Just in the last week, I discovered that Campus Drive is a very nice, pretty place to run. On one end is the D**e Chapel, and at the other end is D**e's East Campus (left). There is a dirt trail that goes around the East Campus, just inside the stone wall that surrounds it.

That discovery helped me on Sunday's 20-miler.

For my 20-miler two weeks ago, I ran the two miles to the American Tobacco Trail and still had two miles left to get to 10 miles when I got to where it stops at Southpoint Crossing shopping center. I ended up filing in those miles in a really hilly neighborhood near the shopping center. I also missed a turn, which made a 20-miler a 21-miler.

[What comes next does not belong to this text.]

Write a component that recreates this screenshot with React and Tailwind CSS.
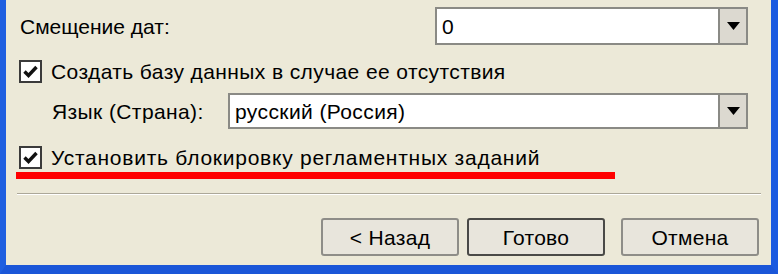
import React from 'react';

// Окно мастера 1С в стиле Windows XP — нижняя часть с флажками и кнопками.

const FONT = { fontFamily: '"Liberation Sans", "DejaVu Sans", Arial, sans-serif' };

function Check() {
  return (
    <span className="w-[23px] h-[23px] shrink-0 bg-white border-2 border-[#3b3b3b] flex items-center justify-center">
      <svg width="15" height="13" viewBox="0 0 15 13" aria-hidden>
        <path d="M1.5 6.5 L5.5 10.5 L13.5 2" fill="none" stroke="#111" strokeWidth="3.4" />
      </svg>
    </span>
  );
}

function Combo({ value, className = '' }) {
  return (
    <div className={`h-full flex bg-white border-2 border-[#8a8a85] ${className}`}>
      <div className="flex-1 flex items-center pl-[5px] text-[21px] tracking-[0.4px] text-black leading-none">{value}</div>
      <div className="w-[28px] shrink-0 bg-[#dcd9d0] border-l-2 border-[#8a8a85] flex items-center justify-center">
        <svg width="13" height="8" viewBox="0 0 13 8" aria-hidden>
          <path d="M0 0 H13 L6.5 8 Z" fill="#000" />
        </svg>
      </div>
    </div>
  );
}

function Btn({ children, def = false }) {
  return (
    <button type="button"
            className={`w-[138px] h-full rounded-[3px] bg-[#e8e5dc] text-[21px] tracking-[0.3px] text-black leading-none
                        ${def ? 'border-2 border-[#4a4a47]' : 'border-2 border-[#8e8d88]'}`}>
      {children}
    </button>
  );
}

export default function App() {
  return (
    <div style={FONT}
         className="w-[778px] h-[274px] overflow-hidden bg-[#ece9d8] border-l-[6px] border-r-[7px] border-b-[9px] border-l-[#1f5fe0] border-r-[#1a5ae0] border-b-[#1a56d8] flex flex-col text-black">
      {/* Смещение дат */}
      <div className="mt-[7px] h-[38px] flex items-center justify-between pl-[14px] pr-[23px]">
        <span className="text-[21px] leading-none">Смещение дат:</span>
        <Combo value="0" className="w-[313px]" />
      </div>

      <div className="mt-[15px] h-[23px] flex items-center gap-[9px] pl-[13px]">
        <Check />
        <span className="text-[21px] tracking-[0.4px] leading-none">Создать базу данных в случае ее отсутствия</span>
      </div>

      <div className="mt-[10px] h-[36px] flex items-center pl-[46px] pr-[23px]">
        <span className="w-[176px] shrink-0 text-[21px] tracking-[0.4px] leading-none">Язык (Страна):</span>
        <Combo value="русский (Россия)" className="flex-1" />
      </div>

      <div className="mt-[17px] h-[23px] flex items-center gap-[9px] pl-[13px]">
        <Check />
        <span className="text-[21px] tracking-[0.75px] leading-none">Установить блокировку регламентных заданий</span>
      </div>

      {/* красное подчёркивание */}
      <div className="mt-[3px] ml-[10px] w-[599px] h-[7px] bg-[#ff0000]" />

      {/* разделитель */}
      <div className="mt-[14px] ml-[11px] mr-[10px] h-[2px] border-t border-[#aca899] border-b border-b-white" />

      <div className="mt-[23px] h-[38px] flex justify-end gap-[8px] pr-[12px]">
        <Btn>&lt; Назад</Btn>
        <Btn def>Готово</Btn>
        <div className="ml-[8px] h-full"><Btn>Отмена</Btn></div>
      </div>
    </div>
  );
}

Sunday, I ran Campus Drive to the East Campus and did the trail around there. From there, I took Main Street to the Durham Bulls Athletic Park and ran 5.5 miles up the American Tobacco Trail before turning around and eventually heading home.


I'm slowly figuring out a few loops, which is always nice because that gives me a chance to compare times on the loop.

Phil Connors eventually found love with Rita. I'm finding that I love running in Durham more. It's just taken a lot of time.